Kelly Oubre Jr., Charlotte Hornets — Unrestricted

Last season, Oubre averaged 15.0 points, 4.0 rebounds, 2.5 threes and a steal per contest, while shooting 44.0% from the field, 34.5% from three and 66.7% from the free-throw line. Next offseason, the 26-year-old will be an unrestricted free agent (after earning $12,600,000 this season).

T.J. Warren, Brooklyn Nets — Unrestricted

Warren was outstanding in the NBA Bubble at the end of the 2019-20 season, averaging 31.0 points, 6.3 rebounds and 3.7 threes per game. With that said, he played just four games during the 2020-21 season and missed the entire 2021-22 campaign. The Nets decided to take a flier on the 28-year-old, viewing him as a low-risk, high-reward addition. This season, he'll have an opportunity to show that he still has plenty left in the tank.

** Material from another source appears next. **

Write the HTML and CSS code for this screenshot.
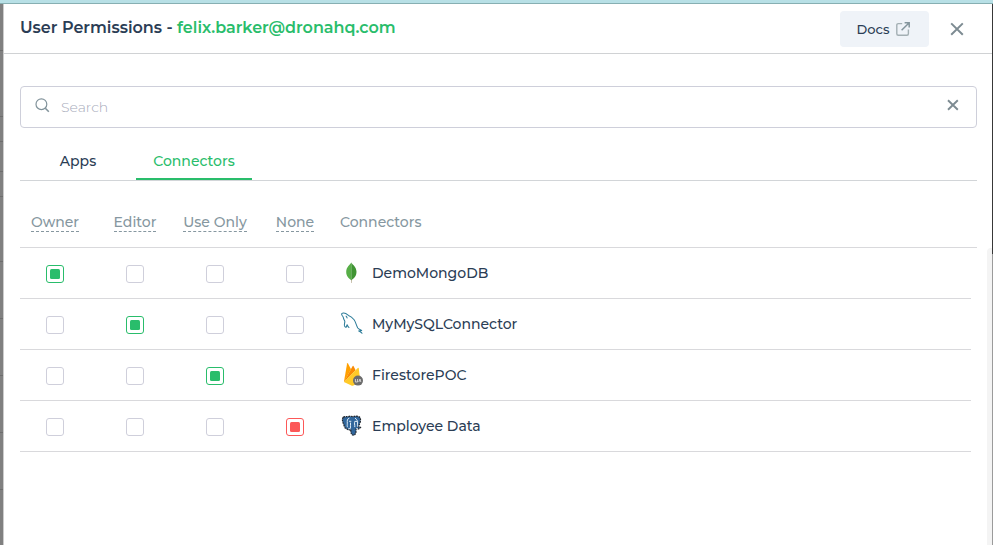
FILE: index.html
```html
<!DOCTYPE html>
<html lang="en">
<head>
<meta charset="utf-8">
<title>User Permissions</title>
<link rel="stylesheet" href="styles.css">
</head>
<body>
<div class="topbar"></div>
<div class="shell">
  <div class="backdrop"><i></i><i></i><i></i><i></i><i></i><i></i><i></i><i></i><i></i><i></i></div>
  <main class="panel">
    <header class="header">
      <h1 class="title"><span class="title-label">User Permissions -</span> <span class="email">felix.barker@dronahq.com</span></h1>
      <button class="docs"><span>Docs</span>
        <svg width="14" height="14" viewBox="0 0 14 14" fill="none" stroke="#a3afb3" stroke-width="1.4"><path d="M6.2 1.6H2.3Q.8 1.6.8 3.1v8.6q0 1.5 1.5 1.5h8.6q1.5 0 1.5-1.5V7.6"/><path d="M5.6 8.3 12.7 1.2M8.6.8h4.6v4.6" stroke="#84959d" stroke-width="1.5"/></svg>
      </button>
      <button class="close"><svg width="14" height="14" viewBox="0 0 14 14" stroke="#7d8b92" stroke-width="2"><path d="m1.2 1.4 11.6 11.4M12.8 1.4 1.2 12.8"/></svg></button>
    </header>
    <div class="search">
      <svg width="15" height="15" viewBox="0 0 15 15" fill="none" stroke="#82939b" stroke-width="1.2"><circle cx="6.4" cy="6.2" r="5.4"/><path d="m10.3 10.2 3.5 3.6" stroke-width="1.6"/></svg>
      <span class="placeholder">Search</span>
      <svg width="12" height="12" viewBox="0 0 12 12" stroke="#7d8b92" stroke-width="1.9"><path d="m1 1.2 9.8 9.6M10.8 1.2 1 10.8"/></svg>
    </div>
    <nav class="tabs"><a class="tab">Apps</a><a class="tab active">Connectors</a></nav>
    <section class="table">
      <div class="row head">
        <div class="cell"><span class="hint">Owner</span></div><div class="cell"><span class="hint">Editor</span></div><div class="cell"><span class="hint">Use Only</span></div><div class="cell"><span class="hint">None</span></div>
        <div class="name">Connectors</div>
      </div>
      <div class="row">
        <div class="cell"><i class="box on"></i></div><div class="cell"><i class="box"></i></div><div class="cell"><i class="box"></i></div><div class="cell"><i class="box"></i></div>
        <svg class="logo" width="24" height="24" viewBox="0 0 24 24"><path d="M11.1 18h.9v4h-.6z" fill="#b6aa91"/><path d="M11.3 1.4C10.4 3.5 6.2 5.4 6.2 11c0 4 2.7 6.7 5.1 8.2Z" fill="#57ae47"/><path d="M11.3 1.4c1 2.1 5.2 4.4 5.2 9.4 0 4.3-2.7 6.9-5.2 8.4Z" fill="#409433"/></svg>
        <div class="name">DemoMongoDB</div>
      </div>
      <div class="row">
        <div class="cell"><i class="box"></i></div><div class="cell"><i class="box on"></i></div><div class="cell"><i class="box"></i></div><div class="cell"><i class="box"></i></div>
        <svg class="logo" width="24" height="24" viewBox="0 0 24 24" fill="none" stroke="#2d7c99" stroke-width="1.05" stroke-linecap="round" stroke-linejoin="round"><path d="M22 21.3c-.8-1.1-2.2-1.7-3.4-2.4l3.1-.5c-1.3-.8-3-1.2-3.9-2.4-1.5-2.3-1.8-5.5-3.7-8.2-1.8-2.4-3.2-3.6-5.6-4.4C6.6 1.9 5.1.7 3.2 1.1 1.5 1.5 1.2 2 2 3.2c.7 1 1.2 1.4 1.5 2.9.2 1.3 1 2 1.3 3.1.2 1.4-.8 3.1-.3 4.7.5 1.3 1.3 1.5 1.8 1.1l.8-2.2c.5 1.3.9 2.2 1.9 2.6"/><path d="M6.1 4.2c.6.6.8 1 1 1.7"/></svg>
        <div class="name">MyMySQLConnector</div>
      </div>
      <div class="row">
        <div class="cell"><i class="box"></i></div><div class="cell"><i class="box"></i></div><div class="cell"><i class="box on"></i></div><div class="cell"><i class="box"></i></div>
        <svg class="logo" width="24" height="24" viewBox="0 0 24 24"><path d="M4 18.6 7.1.5q.4-.8.9 0l3 5.8-6.8 12.4Z" fill="#ffa000"/><path d="m4 18.8 6.9-12.5 1.8-3.2q.4-.5.8 0l2.1 4.1L4.1 19Z" fill="#f98b05"/><path d="M3.9 19 17.8 5.1q.8-.7 1 .2l1.5 13.4-6.9 3.9q-1 .5-2 0Z" fill="#ffca28"/><circle cx="18" cy="17.6" r="5" fill="#6c6c6c"/><path d="M15.4 16v3h2.2v-3m1.2 3 1.2-3 .8 3" fill="none" stroke="#ddd" stroke-width=".9"/></svg>
        <div class="name">FirestorePOC</div>
      </div>
      <div class="row">
        <div class="cell"><i class="box"></i></div><div class="cell"><i class="box"></i></div><div class="cell"><i class="box"></i></div><div class="cell"><i class="box off"></i></div>
        <svg class="logo" width="24" height="24" viewBox="0 0 24 24"><path d="M3.2 3.3C5.3 2 7 3.1 8.3 2.6c1.9-.7 3.5-.3 4.9.1 2.6-1.3 5.9-.5 7 1.2 1 2.4-.5 6.5-2 8.7 1.2.5 2.1.2 2.5.7-1 1.7-2.9 2-4.6 1.9.2 3.2-.7 6-2.5 6-2.3.1-2.9-2.3-2.8-6-1.3 1.1-2.8.9-3.9-.4-1.4.4-2.1-1.1-3-3.8C2.7 8.3 1.7 5 3.2 3.3Z" fill="#31669b" stroke="#20242a" stroke-width="1.2" stroke-dasharray="1.8 .8"/><path d="M9.4 4.1C7 4.9 7.2 6.6 7.3 9.2c.1 2-.5 2.8.4 4M10.4 14.4c.4-2.4-.2-3.9.1-5.8M9.1 7.3h2.2M15 4.1c2.2 1.5 2.8 3.3 2.6 4.9-.2 1.8-.4 2.3.3 3.9M17.2 7.4h-2.4c-.7 1.5.1 3.5 0 5.7M10.4 14.8l-2-.2M16 14.8h2" fill="none" stroke="#e1edf6" stroke-width="1"/></svg>
        <div class="name">Employee Data</div>
      </div>
    </section>
    <div class="scroll"></div>
  </main>
  <div class="edge"></div>
</div>
</body>
</html>
```
FILE: styles.css
```css
*{box-sizing:border-box}
body{margin:0;height:545px;overflow:hidden;background:#fff;color:#2b3d55;font:500 14px/20px Montserrat,Inter,sans-serif}
.topbar{height:4px;background:#b8e0e6;border-bottom:1px solid #87afb2}
.shell{display:flex;height:541px}
.backdrop{width:4px;background:#808080;border-right:1px solid #ccc;display:grid;grid-template-rows:47px 66px 25px 30px 25px 65px 57px 57px 57px 57px}
.backdrop i{border-bottom:1px solid #6d6d6d}
.panel{width:988px;position:relative}
.header{height:50px;border-bottom:1px solid #d0d2d4;display:flex;align-items:center;padding-left:16px}
.title{margin:0 auto 2px 0;font-size:16px;font-weight:600;line-height:20px;white-space:nowrap}
.email{color:#29bd6b}
button{border:0;background:none;font:inherit;color:inherit;padding:0}
.docs{width:89px;height:36px;border-radius:4px;background:#eff3f8;display:flex;align-items:center;padding-left:16px;gap:7px}
.docs span{width:34px;font-size:13px}
.docs svg{margin-left:-1px}
.close{height:14px;margin:0 28px 0 21px;width:14px}
svg{display:block;flex:none}
.search{margin:32px 15px 0 16px;height:42px;border:1px solid #cecfda;border-radius:4px;display:flex;align-items:center;padding:0 17px 0 14px}
.search svg{margin-bottom:4px}
.placeholder{margin-left:11px;color:#a7abba;font-weight:300;flex:1}
.tabs{display:flex;margin:0 15px 0 16px;height:53px;border-bottom:1px solid #d2d5d8}
.tab{width:116px;text-align:center;padding-top:23px;height:52px}
.active{color:#29bd6b;border-bottom:2px solid #29bd6b}
.table{margin-left:16px;width:951px}
.row{height:51px;border-bottom:1px solid #d9d9dc;display:flex;align-items:center}
.head{width:957px;height:67px;padding-top:15px;color:#8697a0}
.cell{width:80px;display:flex;justify-content:center}
.cell:first-child{width:70px;margin-right:5px}
.cell:nth-child(4){margin-right:5px}
.hint{height:20px;border-bottom:1px dashed #8697a0;white-space:nowrap}
.box{width:18px;height:18px;border:1px solid #cfcfdb;border-radius:3px;background:#fff;margin-top:2px;display:flex;align-items:center;justify-content:center}
.on{border-color:#29bd6b}
.off{border-color:#fc5858}
.on::after,.off::after{content:"";width:10px;height:10px;border-radius:1.5px;background:#29bd6b}
.off::after{background:#fc5858}
.logo{margin-right:8px}
.name{white-space:nowrap}
.scroll{position:absolute;right:0;top:244px;width:5px;bottom:0;background:#f4f4f4;border-radius:4px 0 0 0}
.edge{width:1px;background:linear-gradient(#383838 250px,#9b9b9b 250px)}
```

Victor Oladipo, Miami Heat — Unrestricted

After missing most of the 2021-22 season while recovering from surgery on his ruptured quad, Oladipo returned to Miami's lineup for the final eight games of the season, averaging 12.4 points, 3.5 assists, 2.9 rebounds and 1.9 threes per game on .479/.417/.737 shooting splits. Oladipo had several impressive outings, including a 40-point, 10-rebound, 7-assist, 5-three, 2-steal performance in the regular-season finale against Orlando and an efficient 23-point, 3-assist, 3-steal outing in a playoff win over Atlanta. The Heat rewarded the 30-year-old with a two-year, $18 million deal with a player option in the second season.